Their path to the final came in contrasting fashion against the two surprise semi-finalists from China, Zheng Jie and Li Na. Henin was untested as she swept past Zheng 6-1, 6-0 while a tenacious Serena overcame Li 7-6, 7-6.

The battle lines for Saturday’s final are clearly drawn. The younger Williams won the pair’s last match, played on the hard court in Miami, by a convincing 6-2, 6-0. But the win lost some of it lustre when Henin revealed about six weeks later that she was calling it quits. Their preceding match, at the 2007 US Open quarters, had gone Henin’s way in straight sets. Henin went on to take the title, dispatching both Serena and Venus Williams in back-to-back victories, a rare accomplishment. And, in 2007, Henin ended the year as world No.1, having stopped Serena at the quarters at three of four grand slams. No mean feat by any standard.

Comeback kid Henin

Henin and Serena Williams have met a total of 13 times but never at a Grand Slam final. Serena leads the scoring, having won seven times to Henin’s six. The pair have never met at the Australian Open, but both have won the title before. Serena has won four times in as many finals: in 2003, 2005, 2007 and 2009. The odd years. She will be looking to break that spell. Henin took the title just once, in 2004 and was losing finalist two years later when she withdrew, mid-match, with a stomach ailment.

Undoubtedly, Henin’s comeback this year has been spectacular. She has taken out several fancied players, including Russia’s Elena Dementieva in round 2 but most of her matches, until the semis, have been close affairs.

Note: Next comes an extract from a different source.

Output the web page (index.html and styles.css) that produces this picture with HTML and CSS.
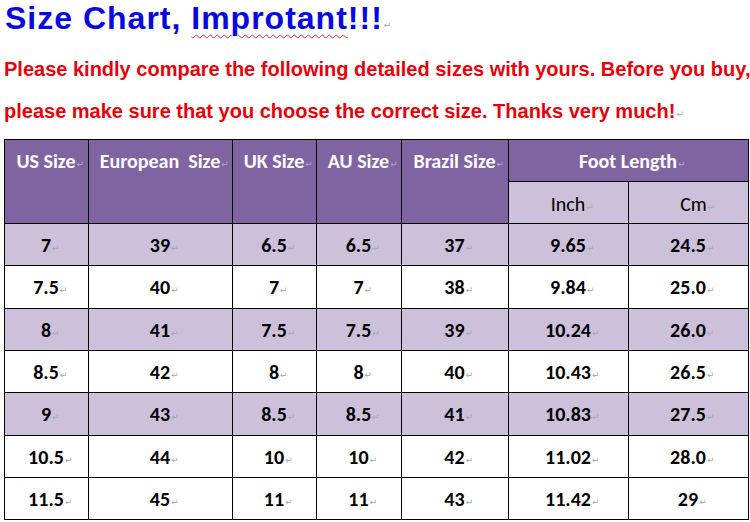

It will be a telling factor about the depth of quality in the women’s game if she wins right after coming out of her short-lived retirement. Serena has been there before, her victory in 2007 came after a long absence from the court. Ranked 81 in the world, she trounced the once pretty-good but perhaps now just-pretty Maria Sharapova 6-1, 6-2 in that final.

For Serena, the quest is to consolidate her position as the top player in the world and to bag another big prize after her reputation took a beating following her tirade against a line judge at last year’s US Open. An old foe, with less to lose stands in her way. Serena will want her tennis to do the talking as two of the sport’s feistiest players do battle.